Six Maine schools to recruit students from Kazakhstan
Six Maine schools to recruit students from Kazakhstan
Posted April. 24, 2014, at 12:46 p.m.


BANGOR, Maine — Four Maine high schools and two Maine colleges hope to recruit students from a country that, so far, has not typically sent many young people to Maine: Kazakhstan.

Husson University, Thomas College, Lee Academy, Lincoln Academy, Maine School of Science and Mathematics and Cheverus High School will send representatives on a recruiting trip to Kazakhstan, a former Soviet republic, organized by the Maine International Trade Center in September.

“We are constantly looking to new countries to diversify our international student population,” said Sheryl Stearns, director of enrollment and marketing at Lincoln Academy. “We currently have 64 international students from 14 different countries, including Russia, China, Czech Republic, Spain and Vietnam.”
Stearns said that over the past few years, Lincoln Academy, which serves 520 students, has predominantly hosted international students from China. This coming school year, 29 out of the 64 students from abroad will come from that country.

After several years of educating about a dozen international students and housing them with host families, Lincoln Academy started a boarding program last year, Stearns said.

“We’ve gone down this road for many of the same reasons as our colleagues, because of the declining demographics,” she said.

The student population in Maine has been steadily decreasing over the past several decades, according to Maine’s Department of Education. In the 1970s, there were about 250,000 students in the public school system, compared with 184,367 in the 2013-14 school year.

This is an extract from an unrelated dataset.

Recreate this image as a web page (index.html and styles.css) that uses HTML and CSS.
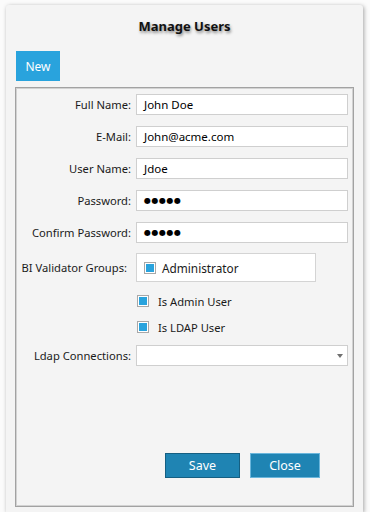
FILE: index.html
```html
<!DOCTYPE html>
<html>
<head>
<meta charset="utf-8">
<link rel="stylesheet" href="styles.css">
</head>
<body>
<div class="window">
  <div class="title">Manage Users</div>
  <div class="toolbar"><button class="btn-new">New</button></div>
  <div class="group">
    <div class="row r1"><label class="lbl">Full Name:</label><div class="input">John Doe</div></div>
    <div class="row r2"><label class="lbl">E-Mail:</label><div class="input">John@acme.com</div></div>
    <div class="row r2"><label class="lbl">User Name:</label><div class="input">Jdoe</div></div>
    <div class="row r2"><label class="lbl">Password:</label><div class="input pw">●●●●●</div></div>
    <div class="row r2"><label class="lbl">Confirm Password:</label><div class="input pw">●●●●●</div></div>
    <div class="row rg"><label class="lbl lbl-g">BI Validator Groups:</label>
      <div class="groups"><span class="cb"><span class="cb-fill"></span></span><span class="cb-text">Administrator</span></div>
    </div>
    <div class="row rc1"><span class="lbl"></span><div class="check"><span class="cb"><span class="cb-fill"></span></span><span class="check-text">Is Admin User</span></div></div>
    <div class="row rc2"><span class="lbl"></span><div class="check"><span class="cb"><span class="cb-fill"></span></span><span class="check-text">Is LDAP User</span></div></div>
    <div class="row rl"><label class="lbl">Ldap Connections:</label><div class="input combo"><span class="arrow"></span></div></div>
    <div class="actions">
      <button class="btn btn-save">Save</button>
      <button class="btn btn-close">Close</button>
    </div>
  </div>
</div>
</body>
</html>
```

FILE: styles.css
```css
html, body {
  margin: 0;
  padding: 0;
  background: #fbfbfb;
  overflow: hidden;
  height: 512px;
}
body {
  font-family: "Noto Sans", "Open Sans", sans-serif;
  font-size: 11.2px;
  color: #1a1a1a;
}
.window {
  margin: 5px 7px 0 6px;
  height: 507px;
  background: #f4f4f4;
  border-radius: 3px 3px 0 0;
  box-shadow: 1px 1px 4px rgba(0,0,0,0.35);
  padding: 0 9px;
  box-sizing: border-box;
  display: flex;
  flex-direction: column;
}
.title {
  text-align: center;
  font-weight: bold;
  font-size: 13px;
  color: #111;
  height: 41px;
  line-height: 42px;
  text-shadow: 1px 2px 3px rgba(0,0,0,0.45);
}
.toolbar {
  height: 30px;
  margin-top: 5px;
  display: flex;
}
.btn-new {
  margin-left: 1px;
  width: 44px;
  height: 30px;
  border: none;
  background: #29a3dd;
  color: #fff;
  font-family: inherit;
  font-size: 12px;
  padding: 0;
}
.group {
  margin-top: 6px;
  height: 420px;
  flex: none;
  box-sizing: border-box;
  border: 1px solid #a2a2a2;
  box-shadow: inset 0 0 0 1px #d2d2d2;
  background: #f4f4f4;
  padding: 6px 5px 28px 1px;
  display: flex;
  flex-direction: column;
}
.row {
  display: flex;
  align-items: center;
}
.r1 { margin-top: 0; }
.r2 { margin-top: 11px; }
.rg { margin-top: 10px; }
.rc1 { margin-top: 10px; height: 18px; }
.rc2 { margin-top: 8px; height: 18px; }
.rl { margin-top: 9px; }
.lbl {
  width: 114px;
  flex: none;
  text-align: right;
  margin-right: 5px;
  white-space: nowrap;
  color: #1a1a1a;
}
.lbl-g { padding-right: 4px; box-sizing: border-box; }
.input {
  flex: 1;
  height: 21px;
  box-sizing: border-box;
  border: 1px solid #cfcfcf;
  background: #fff;
  padding-left: 7px;
  line-height: 19px;
  color: #000;
  font-size: 11.5px;
}
.pw {
  font-size: 8px;
  letter-spacing: 0.5px;
  font-family: "DejaVu Sans", sans-serif;
}
.groups {
  width: 180px;
  height: 29px;
  box-sizing: border-box;
  border: 1px solid #d4d4d4;
  background: #fff;
  display: flex;
  align-items: center;
  padding-left: 7px;
}
.cb {
  width: 12px;
  height: 12px;
  box-sizing: border-box;
  border: 1px solid #a8a8a8;
  background: #fff;
  display: flex;
  align-items: center;
  justify-content: center;
  flex: none;
}
.cb-fill {
  width: 8px;
  height: 8px;
  background: #29a3dd;
}
.cb-text {
  margin-left: 6px;
  font-size: 11.8px;
  color: #1a1a1a;
}
.check {
  display: flex;
  align-items: center;
  margin-left: 1px;
}
.check-text {
  margin-left: 9px;
  color: #1a1a1a;
}
.combo {
  position: relative;
}
.arrow {
  position: absolute;
  right: 4px;
  top: 8px;
  width: 0;
  height: 0;
  border-left: 3px solid transparent;
  border-right: 3px solid transparent;
  border-top: 4px solid #707070;
}
.actions {
  margin-top: auto;
  display: flex;
  justify-content: flex-end;
  gap: 10px;
  padding-right: 28px;
}
.btn {
  height: 25px;
  box-sizing: border-box;
  font-family: inherit;
  font-size: 12.5px;
  color: #fff;
  background: #1f84b3;
  padding: 0;
}
.btn-save {
  width: 75px;
  border: 1px solid #155f82;
}
.btn-close {
  width: 70px;
  border: 1px solid #6ab6dc;
}
```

“In order to keep the programs we have, and expand those programs for our students, we’ve embarked on the boarding program,” she said.

Kazakhstan, which borders Russia and China, has an emerging middle class, and families are interested in educating their children in the United States, said Janine Bisaillon-Cary, president of the Maine International Trade Center and state director of international trade.

The country has 37,000 students studying abroad and the demand for an English education is growing, according to the Maine International Trade Center.
Bisaillon-Cary said Kazakhstan was selected because the trade center heard from some of the 19 schools that are part of their educational consortium that there was interest in the country.

She added that it’s a good fit because Maine companies are already beginning to do more business in Kazakhstan, usually making parts and selling systems that are used by the growing oil industry there.

The trip is part of the Maine International Trade Center’s education initiative, which is called StudyMaine. The program works with high schools and colleges to recruit students from abroad and bring them to Maine.

Last year, representatives from three Maine schools participated in a trade center trip to Mexico and Colombia. In total, the three schools reported bringing in an estimate of between $400,000 and $500,000 in tuition dollars during the course of the year, Bisaillon-Cary said.
In 2011, the trade center organized a different student recruitment trip to Korea.

In Kazakhstan, each school representative will tour local schools, present at student fairs and meet with agents who work in countries where students are interested in studying abroad to connect them with schools. Agents often get paid based on the number of students they place in particular schools, a practice that can be illegal if done in the U.S.

Schools participating in the trip to Kazakhstan contribute $6,500 each. The Maine International Trade Center is not paid based on the number of students it helps schools recruit.